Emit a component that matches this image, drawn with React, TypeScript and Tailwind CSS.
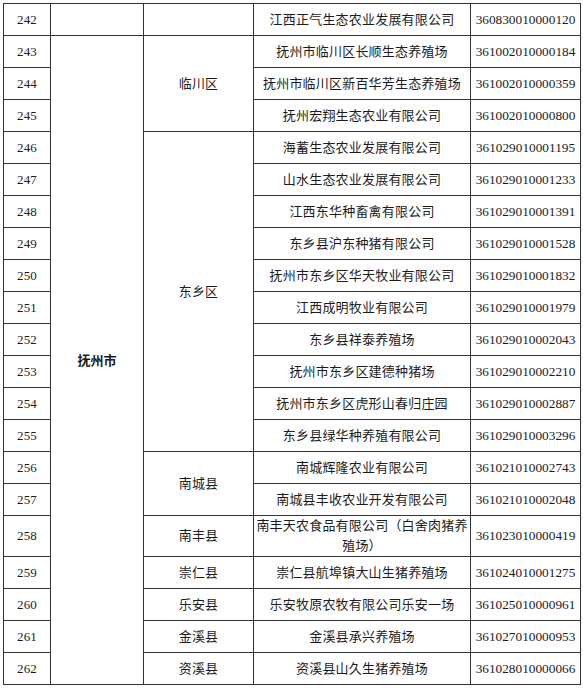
const rows: { no: number; city?: string; district?: string; span?: number; name: React.ReactNode; code: string; tall?: boolean }[] = [
  { no: 242, name: "江西正气生态农业发展有限公司", code: "360830010000120" },
  { no: 243, district: "临川区", span: 3, name: "抚州市临川区长顺生态养殖场", code: "361002010000184" },
  { no: 244, name: "抚州市临川区新百华芳生态养殖场", code: "361002010000359" },
  { no: 245, name: "抚州宏翔生态农业有限公司", code: "361002010000800" },
  { no: 246, district: "东乡区", span: 10, name: "海蓄生态农业发展有限公司", code: "361029010001195" },
  { no: 247, name: "山水生态农业发展有限公司", code: "361029010001233" },
  { no: 248, name: "江西东华种畜禽有限公司", code: "361029010001391" },
  { no: 249, name: "东乡县沪东种猪有限公司", code: "361029010001528" },
  { no: 250, name: "抚州市东乡区华天牧业有限公司", code: "361029010001832" },
  { no: 251, name: "江西成明牧业有限公司", code: "361029010001979" },
  { no: 252, name: "东乡县祥泰养殖场", code: "361029010002043" },
  { no: 253, name: "抚州市东乡区建德种猪场", code: "361029010002210" },
  { no: 254, name: "抚州市东乡区虎形山春归庄园", code: "361029010002887" },
  { no: 255, name: "东乡县绿华种养殖有限公司", code: "361029010003296" },
  { no: 256, district: "南城县", span: 2, name: "南城辉隆农业有限公司", code: "361021010002743" },
  { no: 257, name: "南城县丰收农业开发有限公司", code: "361021010002048" },
  {
    no: 258,
    district: "南丰县",
    span: 1,
    tall: true,
    name: (
      <>
        南丰天农食品有限公司（白舍肉猪养
        <br />
        殖场）
      </>
    ),
    code: "361023010000419",
  },
  { no: 259, district: "崇仁县", span: 1, name: "崇仁县航埠镇大山生猪养殖场", code: "361024010001275" },
  { no: 260, district: "乐安县", span: 1, name: "乐安牧原农牧有限公司乐安一场", code: "361025010000961" },
  { no: 261, district: "金溪县", span: 1, name: "金溪县承兴养殖场", code: "361027010000953" },
  { no: 262, district: "资溪县", span: 1, name: "资溪县山久生猪养殖场", code: "361028010000066" },
];

export default function App() {
  const cell = "border border-[#333] text-center align-middle p-0";

  return (
    <main className="min-h-screen bg-white pt-[3px] pl-[3px] text-[#1c1c1c]">
      <table
        className="border-collapse table-fixed w-[577px] text-[13px] tracking-[0.2px]"
        style={{ fontFamily: '"Liberation Serif", "Noto Sans CJK SC", serif' }}
      >
        <colgroup>
          <col className="w-[47px]" />
          <col className="w-[93px]" />
          <col className="w-[110px]" />
          <col className="w-[217px]" />
          <col className="w-[110px]" />
        </colgroup>
        <tbody>
          {rows.map((r) => (
            <tr key={r.no} className={r.tall ? "h-[38px]" : "h-[32px]"}>
              <td className={cell}>{r.no}</td>
              {r.no === 242 && <td className={cell}></td>}
              {r.no === 242 && <td className={cell}></td>}
              {r.no === 243 && (
                <td
                  rowSpan={20}
                  className={cell + " font-bold text-[13px] tracking-normal"}
                  style={{ fontFamily: '"Noto Sans CJK SC", sans-serif' }}
                >
                  抚州市
                </td>
              )}
              {r.district && (
                <td rowSpan={r.span} className={cell}>
                  {r.district}
                </td>
              )}
              <td className={cell + (r.tall ? " leading-[20px] whitespace-nowrap px-[2px]" : " whitespace-nowrap")}>{r.name}</td>
              <td className={cell + " text-[13.3px] tracking-normal"}>{r.code}</td>
            </tr>
          ))}
        </tbody>
      </table>
    </main>
  );
}
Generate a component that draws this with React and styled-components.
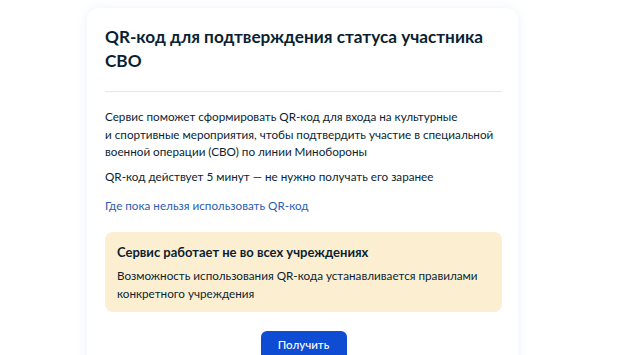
import React from "react";
import styled, { createGlobalStyle } from "styled-components";

const GlobalStyle = createGlobalStyle`
  html, body {
    margin: 0;
    padding: 0;
    background: #ffffff;
  }
  body {
    font-family: Lato, "Noto Sans", sans-serif;
    color: #0b1f33;
  }
`;

const Page = styled.div`
  height: 355px;
  overflow: hidden;
  padding: 8px 0 0 87px;
  box-sizing: border-box;
`;

const Card = styled.section`
  width: 431px;
  box-sizing: border-box;
  padding: 17px 16px 0 18px;
  background: #fff;
  border-radius: 12px;
  box-shadow: 0 1px 12px rgba(110, 140, 190, 0.14);
  min-height: 400px;
`;

const Title = styled.h1`
  margin: 0;
  font-size: 17.2px;
  line-height: 24px;
  font-weight: 700;
  color: #0b1f33;
`;

const Divider = styled.hr`
  margin: 18px 0 0;
  border: none;
  height: 1px;
  background: #e3e8ee;
`;

const Body = styled.div`
  padding-top: 16px;
  font-size: 11.7px;
  line-height: 17.5px;
`;

const Text = styled.p`
  margin: 0 0 ${(p) => p.$gap || 7.5}px;
  color: #0b1f33;
`;

const Link = styled.a`
  display: block;
  color: #2d5cb2;
  text-decoration: none;
  font-size: 11.7px;
  line-height: 18px;
`;

const Alert = styled.div`
  margin-top: 18px;
  background: #fcefd1;
  border-radius: 8px;
  padding: 11px 12px 10px;
`;

const AlertTitle = styled.div`
  font-weight: 700;
  font-size: 13px;
  line-height: 18px;
  margin-bottom: 5px;
`;

const AlertText = styled.div`
  font-size: 11.7px;
  line-height: 18px;
`;

const Actions = styled.div`
  display: flex;
  justify-content: center;
  padding-top: 19px;
`;

const Button = styled.button`
  width: 86px;
  height: 36px;
  border: none;
  border-radius: 6px;
  background: #0d4cd3;
  color: #fff;
  font-family: Lato, "Noto Sans", sans-serif;
  font-size: 11.5px;
  font-weight: 500;
  padding: 0 0 8px;
`;

export default function App() {
  return (
    <>
      <GlobalStyle />
      <Page>
        <Card>
          <Title>
            QR-код для подтверждения статуса участника
            <br />
            СВО
          </Title>
          <Divider />
          <Body>
            <Text>
              Сервис поможет сформировать QR-код для входа на культурные
              <br />
              и спортивные мероприятия, чтобы подтвердить участие в специальной
              <br />
              военной операции (СВО) по линии Минобороны
            </Text>
            <Text $gap={10}>QR-код действует 5 минут — не нужно получать его заранее</Text>
            <Link href="#">Где пока нельзя использовать QR-код</Link>
            <Alert>
              <AlertTitle>Сервис работает не во всех учреждениях</AlertTitle>
              <AlertText>
                Возможность использования QR-кода устанавливается правилами
                <br />
                конкретного учреждения
              </AlertText>
            </Alert>
            <Actions>
              <Button>Получить</Button>
            </Actions>
          </Body>
        </Card>
      </Page>
    </>
  );
}
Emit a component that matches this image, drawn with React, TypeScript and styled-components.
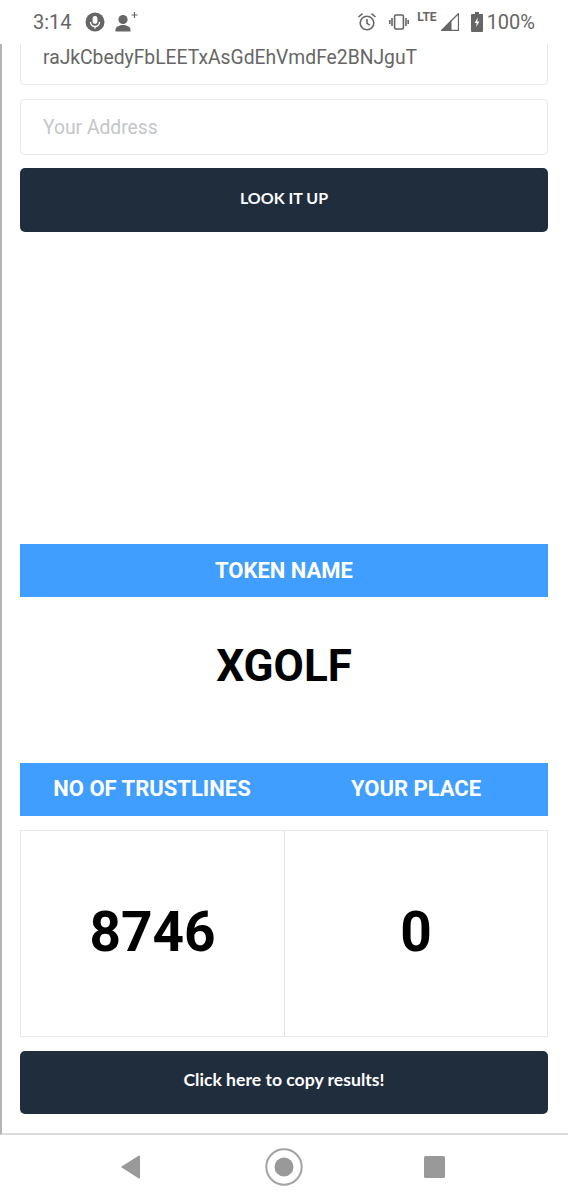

Task to complete:
Write out the material above once more, exactly as it reads, with no pictures.

Reply to the task:
Emit a component that matches this image, drawn with React, TypeScript and Tailwind CSS.
const rows: { no: number; city?: string; district?: string; span?: number; name: React.ReactNode; code: string; tall?: boolean }[] = [
  { no: 242, name: "江西正气生态农业发展有限公司", code: "360830010000120" },
  { no: 243, district: "临川区", span: 3, name: "抚州市临川区长顺生态养殖场", code: "361002010000184" },
  { no: 244, name: "抚州市临川区新百华芳生态养殖场", code: "361002010000359" },
  { no: 245, name: "抚州宏翔生态农业有限公司", code: "361002010000800" },
  { no: 246, district: "东乡区", span: 10, name: "海蓄生态农业发展有限公司", code: "361029010001195" },
  { no: 247, name: "山水生态农业发展有限公司", code: "361029010001233" },
  { no: 248, name: "江西东华种畜禽有限公司", code: "361029010001391" },
  { no: 249, name: "东乡县沪东种猪有限公司", code: "361029010001528" },
  { no: 250, name: "抚州市东乡区华天牧业有限公司", code: "361029010001832" },
  { no: 251, name: "江西成明牧业有限公司", code: "361029010001979" },
  { no: 252, name: "东乡县祥泰养殖场", code: "361029010002043" },
  { no: 253, name: "抚州市东乡区建德种猪场", code: "361029010002210" },
  { no: 254, name: "抚州市东乡区虎形山春归庄园", code: "361029010002887" },
  { no: 255, name: "东乡县绿华种养殖有限公司", code: "361029010003296" },
  { no: 256, district: "南城县", span: 2, name: "南城辉隆农业有限公司", code: "361021010002743" },
  { no: 257, name: "南城县丰收农业开发有限公司", code: "361021010002048" },
  {
    no: 258,
    district: "南丰县",
    span: 1,
    tall: true,
    name: (
      <>
        南丰天农食品有限公司（白舍肉猪养
        <br />
        殖场）
      </>
    ),
    code: "361023010000419",
  },
  { no: 259, district: "崇仁县", span: 1, name: "崇仁县航埠镇大山生猪养殖场", code: "361024010001275" },
  { no: 260, district: "乐安县", span: 1, name: "乐安牧原农牧有限公司乐安一场", code: "361025010000961" },
  { no: 261, district: "金溪县", span: 1, name: "金溪县承兴养殖场", code: "361027010000953" },
  { no: 262, district: "资溪县", span: 1, name: "资溪县山久生猪养殖场", code: "361028010000066" },
];

export default function App() {
  const cell = "border border-[#333] text-center align-middle p-0";

  return (
    <main className="min-h-screen bg-white pt-[3px] pl-[3px] text-[#1c1c1c]">
      <table
        className="border-collapse table-fixed w-[577px] text-[13px] tracking-[0.2px]"
        style={{ fontFamily: '"Liberation Serif", "Noto Sans CJK SC", serif' }}
      >
        <colgroup>
          <col className="w-[47px]" />
          <col className="w-[93px]" />
          <col className="w-[110px]" />
          <col className="w-[217px]" />
          <col className="w-[110px]" />
        </colgroup>
        <tbody>
          {rows.map((r) => (
            <tr key={r.no} className={r.tall ? "h-[38px]" : "h-[32px]"}>
              <td className={cell}>{r.no}</td>
              {r.no === 242 && <td className={cell}></td>}
              {r.no === 242 && <td className={cell}></td>}
              {r.no === 243 && (
                <td
                  rowSpan={20}
                  className={cell + " font-bold text-[13px] tracking-normal"}
                  style={{ fontFamily: '"Noto Sans CJK SC", sans-serif' }}
                >
                  抚州市
                </td>
              )}
              {r.district && (
                <td rowSpan={r.span} className={cell}>
                  {r.district}
                </td>
              )}
              <td className={cell + (r.tall ? " leading-[20px] whitespace-nowrap px-[2px]" : " whitespace-nowrap")}>{r.name}</td>
              <td className={cell + " text-[13.3px] tracking-normal"}>{r.code}</td>
            </tr>
          ))}
        </tbody>
      </table>
    </main>
  );
}
Generate a component that draws this with React and styled-components.
import React from "react";
import styled, { createGlobalStyle } from "styled-components";

const GlobalStyle = createGlobalStyle`
  html, body {
    margin: 0;
    padding: 0;
    background: #ffffff;
  }
  body {
    font-family: Lato, "Noto Sans", sans-serif;
    color: #0b1f33;
  }
`;

const Page = styled.div`
  height: 355px;
  overflow: hidden;
  padding: 8px 0 0 87px;
  box-sizing: border-box;
`;

const Card = styled.section`
  width: 431px;
  box-sizing: border-box;
  padding: 17px 16px 0 18px;
  background: #fff;
  border-radius: 12px;
  box-shadow: 0 1px 12px rgba(110, 140, 190, 0.14);
  min-height: 400px;
`;

const Title = styled.h1`
  margin: 0;
  font-size: 17.2px;
  line-height: 24px;
  font-weight: 700;
  color: #0b1f33;
`;

const Divider = styled.hr`
  margin: 18px 0 0;
  border: none;
  height: 1px;
  background: #e3e8ee;
`;

const Body = styled.div`
  padding-top: 16px;
  font-size: 11.7px;
  line-height: 17.5px;
`;

const Text = styled.p`
  margin: 0 0 ${(p) => p.$gap || 7.5}px;
  color: #0b1f33;
`;

const Link = styled.a`
  display: block;
  color: #2d5cb2;
  text-decoration: none;
  font-size: 11.7px;
  line-height: 18px;
`;

const Alert = styled.div`
  margin-top: 18px;
  background: #fcefd1;
  border-radius: 8px;
  padding: 11px 12px 10px;
`;

const AlertTitle = styled.div`
  font-weight: 700;
  font-size: 13px;
  line-height: 18px;
  margin-bottom: 5px;
`;

const AlertText = styled.div`
  font-size: 11.7px;
  line-height: 18px;
`;

const Actions = styled.div`
  display: flex;
  justify-content: center;
  padding-top: 19px;
`;

const Button = styled.button`
  width: 86px;
  height: 36px;
  border: none;
  border-radius: 6px;
  background: #0d4cd3;
  color: #fff;
  font-family: Lato, "Noto Sans", sans-serif;
  font-size: 11.5px;
  font-weight: 500;
  padding: 0 0 8px;
`;

export default function App() {
  return (
    <>
      <GlobalStyle />
      <Page>
        <Card>
          <Title>
            QR-код для подтверждения статуса участника
            <br />
            СВО
          </Title>
          <Divider />
          <Body>
            <Text>
              Сервис поможет сформировать QR-код для входа на культурные
              <br />
              и спортивные мероприятия, чтобы подтвердить участие в специальной
              <br />
              военной операции (СВО) по линии Минобороны
            </Text>
            <Text $gap={10}>QR-код действует 5 минут — не нужно получать его заранее</Text>
            <Link href="#">Где пока нельзя использовать QR-код</Link>
            <Alert>
              <AlertTitle>Сервис работает не во всех учреждениях</AlertTitle>
              <AlertText>
                Возможность использования QR-кода устанавливается правилами
                <br />
                конкретного учреждения
              </AlertText>
            </Alert>
            <Actions>
              <Button>Получить</Button>
            </Actions>
          </Body>
        </Card>
      </Page>
    </>
  );
}
Emit a component that matches this image, drawn with React, TypeScript and styled-components.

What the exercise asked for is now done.